Recorded data:
•••••

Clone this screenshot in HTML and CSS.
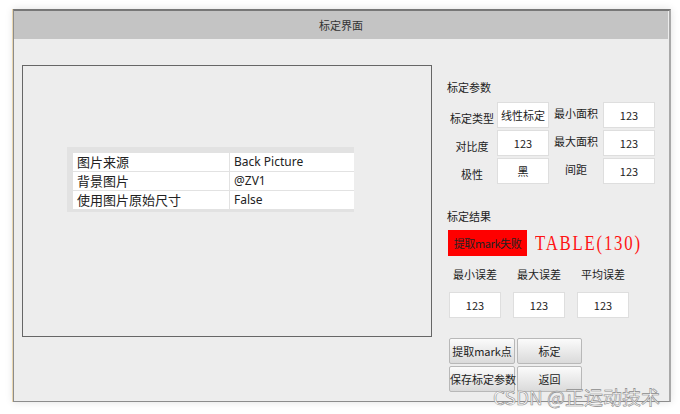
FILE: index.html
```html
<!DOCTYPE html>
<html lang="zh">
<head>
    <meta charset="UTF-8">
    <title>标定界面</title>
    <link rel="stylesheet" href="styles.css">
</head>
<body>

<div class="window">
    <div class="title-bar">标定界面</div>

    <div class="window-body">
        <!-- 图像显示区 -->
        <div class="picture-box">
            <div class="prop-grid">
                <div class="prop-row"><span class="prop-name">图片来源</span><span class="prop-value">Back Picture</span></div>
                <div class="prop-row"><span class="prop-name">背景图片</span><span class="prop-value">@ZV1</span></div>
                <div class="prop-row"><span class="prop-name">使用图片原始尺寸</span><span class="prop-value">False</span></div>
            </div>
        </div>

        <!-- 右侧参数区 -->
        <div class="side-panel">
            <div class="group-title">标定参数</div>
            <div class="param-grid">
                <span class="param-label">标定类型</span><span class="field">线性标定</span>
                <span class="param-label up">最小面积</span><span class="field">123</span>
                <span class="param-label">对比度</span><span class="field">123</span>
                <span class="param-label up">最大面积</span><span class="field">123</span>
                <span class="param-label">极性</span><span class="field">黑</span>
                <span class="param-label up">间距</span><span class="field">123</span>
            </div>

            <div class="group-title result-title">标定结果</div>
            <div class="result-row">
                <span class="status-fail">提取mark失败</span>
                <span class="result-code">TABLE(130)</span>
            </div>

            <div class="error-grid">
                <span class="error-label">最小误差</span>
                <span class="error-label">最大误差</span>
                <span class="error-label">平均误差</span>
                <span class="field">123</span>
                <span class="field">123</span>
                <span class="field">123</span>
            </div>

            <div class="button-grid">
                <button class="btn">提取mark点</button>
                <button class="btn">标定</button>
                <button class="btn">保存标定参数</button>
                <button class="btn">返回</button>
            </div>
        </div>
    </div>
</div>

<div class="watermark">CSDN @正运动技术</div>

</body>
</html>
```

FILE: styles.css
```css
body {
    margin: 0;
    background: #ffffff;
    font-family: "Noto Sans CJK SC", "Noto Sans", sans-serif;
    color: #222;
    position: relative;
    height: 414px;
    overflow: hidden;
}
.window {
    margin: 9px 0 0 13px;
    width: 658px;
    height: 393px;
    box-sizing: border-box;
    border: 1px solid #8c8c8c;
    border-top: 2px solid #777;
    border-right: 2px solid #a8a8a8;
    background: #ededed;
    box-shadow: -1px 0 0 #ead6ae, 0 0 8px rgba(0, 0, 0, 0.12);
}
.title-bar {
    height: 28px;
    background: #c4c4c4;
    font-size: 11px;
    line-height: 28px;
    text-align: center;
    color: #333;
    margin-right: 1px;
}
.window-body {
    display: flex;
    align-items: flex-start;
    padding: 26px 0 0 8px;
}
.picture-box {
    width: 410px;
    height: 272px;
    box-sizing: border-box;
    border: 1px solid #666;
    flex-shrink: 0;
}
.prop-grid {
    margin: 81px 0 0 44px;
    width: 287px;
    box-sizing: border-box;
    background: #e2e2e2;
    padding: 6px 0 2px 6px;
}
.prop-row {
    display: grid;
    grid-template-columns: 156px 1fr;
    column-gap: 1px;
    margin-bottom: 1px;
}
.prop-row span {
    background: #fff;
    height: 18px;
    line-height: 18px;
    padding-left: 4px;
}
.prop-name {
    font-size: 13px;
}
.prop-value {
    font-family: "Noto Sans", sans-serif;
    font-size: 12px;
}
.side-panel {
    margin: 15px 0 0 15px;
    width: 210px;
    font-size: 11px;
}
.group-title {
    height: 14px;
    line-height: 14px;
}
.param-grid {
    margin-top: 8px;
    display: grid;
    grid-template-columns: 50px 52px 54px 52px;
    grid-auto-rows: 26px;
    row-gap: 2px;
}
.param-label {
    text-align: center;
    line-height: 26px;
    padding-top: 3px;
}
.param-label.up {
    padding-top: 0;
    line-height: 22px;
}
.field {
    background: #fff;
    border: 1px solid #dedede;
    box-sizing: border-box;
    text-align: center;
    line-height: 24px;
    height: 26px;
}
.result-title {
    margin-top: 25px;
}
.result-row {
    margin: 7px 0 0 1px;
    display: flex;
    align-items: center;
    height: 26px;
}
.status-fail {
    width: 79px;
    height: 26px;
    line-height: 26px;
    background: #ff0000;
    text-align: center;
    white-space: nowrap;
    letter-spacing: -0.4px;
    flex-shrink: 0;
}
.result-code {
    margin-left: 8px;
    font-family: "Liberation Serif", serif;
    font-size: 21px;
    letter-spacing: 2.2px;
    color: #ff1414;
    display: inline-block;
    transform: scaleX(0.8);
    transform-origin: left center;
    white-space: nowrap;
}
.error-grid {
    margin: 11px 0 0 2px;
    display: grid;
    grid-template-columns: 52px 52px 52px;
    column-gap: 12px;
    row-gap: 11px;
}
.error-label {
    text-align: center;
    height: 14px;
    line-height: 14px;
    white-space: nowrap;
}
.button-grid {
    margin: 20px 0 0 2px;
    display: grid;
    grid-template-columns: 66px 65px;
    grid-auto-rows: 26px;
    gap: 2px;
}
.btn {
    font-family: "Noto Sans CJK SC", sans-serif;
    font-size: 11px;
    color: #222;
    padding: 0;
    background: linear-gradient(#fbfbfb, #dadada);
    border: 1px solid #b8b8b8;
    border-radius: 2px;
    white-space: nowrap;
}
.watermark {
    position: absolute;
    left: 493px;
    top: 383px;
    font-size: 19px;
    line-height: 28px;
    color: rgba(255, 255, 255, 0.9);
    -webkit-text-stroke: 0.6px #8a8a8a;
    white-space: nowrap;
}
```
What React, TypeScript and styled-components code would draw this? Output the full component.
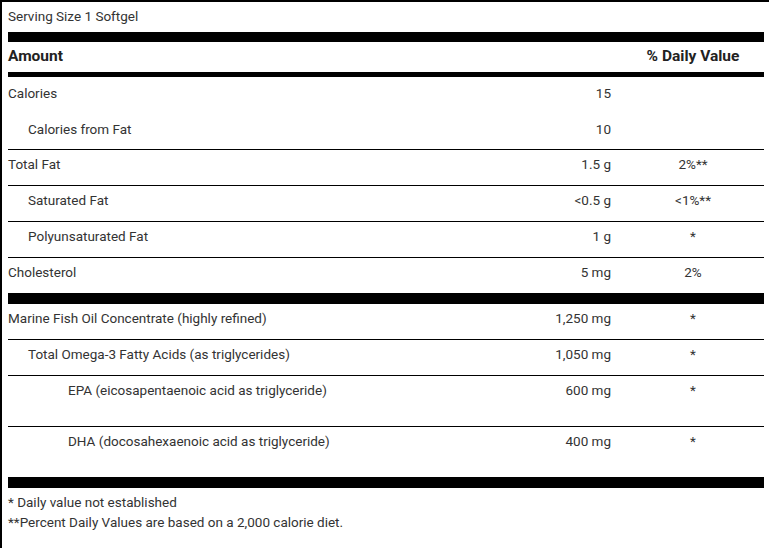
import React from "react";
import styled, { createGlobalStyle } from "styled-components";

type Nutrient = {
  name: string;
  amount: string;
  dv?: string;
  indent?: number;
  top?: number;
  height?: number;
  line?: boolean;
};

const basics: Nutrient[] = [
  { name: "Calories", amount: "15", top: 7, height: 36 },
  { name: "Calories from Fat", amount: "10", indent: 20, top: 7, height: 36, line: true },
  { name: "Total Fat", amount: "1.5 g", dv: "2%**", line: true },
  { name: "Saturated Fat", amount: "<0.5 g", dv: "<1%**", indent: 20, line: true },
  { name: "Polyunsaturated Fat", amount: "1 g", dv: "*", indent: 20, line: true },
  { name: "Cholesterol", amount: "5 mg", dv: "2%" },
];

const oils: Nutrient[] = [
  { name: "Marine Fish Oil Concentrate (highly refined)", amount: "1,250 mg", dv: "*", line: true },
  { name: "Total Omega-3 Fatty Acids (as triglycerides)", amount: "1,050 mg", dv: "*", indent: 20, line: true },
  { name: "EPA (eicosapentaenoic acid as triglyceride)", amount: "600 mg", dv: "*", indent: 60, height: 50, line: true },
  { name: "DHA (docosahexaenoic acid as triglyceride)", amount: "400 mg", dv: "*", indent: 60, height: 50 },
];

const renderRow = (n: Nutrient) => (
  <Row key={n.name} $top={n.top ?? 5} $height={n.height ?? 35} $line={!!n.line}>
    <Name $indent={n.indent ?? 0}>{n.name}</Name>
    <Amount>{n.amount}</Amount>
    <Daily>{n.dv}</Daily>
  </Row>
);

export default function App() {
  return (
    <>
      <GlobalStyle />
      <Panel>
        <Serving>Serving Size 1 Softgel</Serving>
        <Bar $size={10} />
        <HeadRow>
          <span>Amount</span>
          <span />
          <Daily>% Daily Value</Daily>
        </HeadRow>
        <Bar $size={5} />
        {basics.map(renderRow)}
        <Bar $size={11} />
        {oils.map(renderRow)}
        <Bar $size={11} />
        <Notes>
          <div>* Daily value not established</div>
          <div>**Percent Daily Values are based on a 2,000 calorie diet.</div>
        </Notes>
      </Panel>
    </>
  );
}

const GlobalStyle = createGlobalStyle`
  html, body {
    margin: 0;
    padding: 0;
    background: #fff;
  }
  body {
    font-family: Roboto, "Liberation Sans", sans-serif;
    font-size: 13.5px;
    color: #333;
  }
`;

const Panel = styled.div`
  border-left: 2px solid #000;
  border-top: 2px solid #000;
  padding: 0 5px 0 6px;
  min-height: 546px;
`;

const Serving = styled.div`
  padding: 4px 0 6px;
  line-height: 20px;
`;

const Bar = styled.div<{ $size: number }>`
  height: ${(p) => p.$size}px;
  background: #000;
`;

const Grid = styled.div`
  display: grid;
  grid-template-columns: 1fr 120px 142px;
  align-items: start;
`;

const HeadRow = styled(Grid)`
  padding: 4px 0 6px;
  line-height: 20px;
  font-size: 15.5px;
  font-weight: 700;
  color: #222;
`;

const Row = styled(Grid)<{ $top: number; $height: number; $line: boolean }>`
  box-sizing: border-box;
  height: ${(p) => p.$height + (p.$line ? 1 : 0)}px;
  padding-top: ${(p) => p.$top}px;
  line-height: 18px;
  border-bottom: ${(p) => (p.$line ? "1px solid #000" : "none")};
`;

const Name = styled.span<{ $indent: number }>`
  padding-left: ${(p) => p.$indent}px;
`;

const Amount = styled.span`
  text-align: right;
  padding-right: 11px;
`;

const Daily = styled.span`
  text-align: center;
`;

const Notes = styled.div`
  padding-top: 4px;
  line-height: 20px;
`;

•••••

- Task to complete
Report how many lines of the entries hold the string "code". Provide the number alone.

- Complete answer
3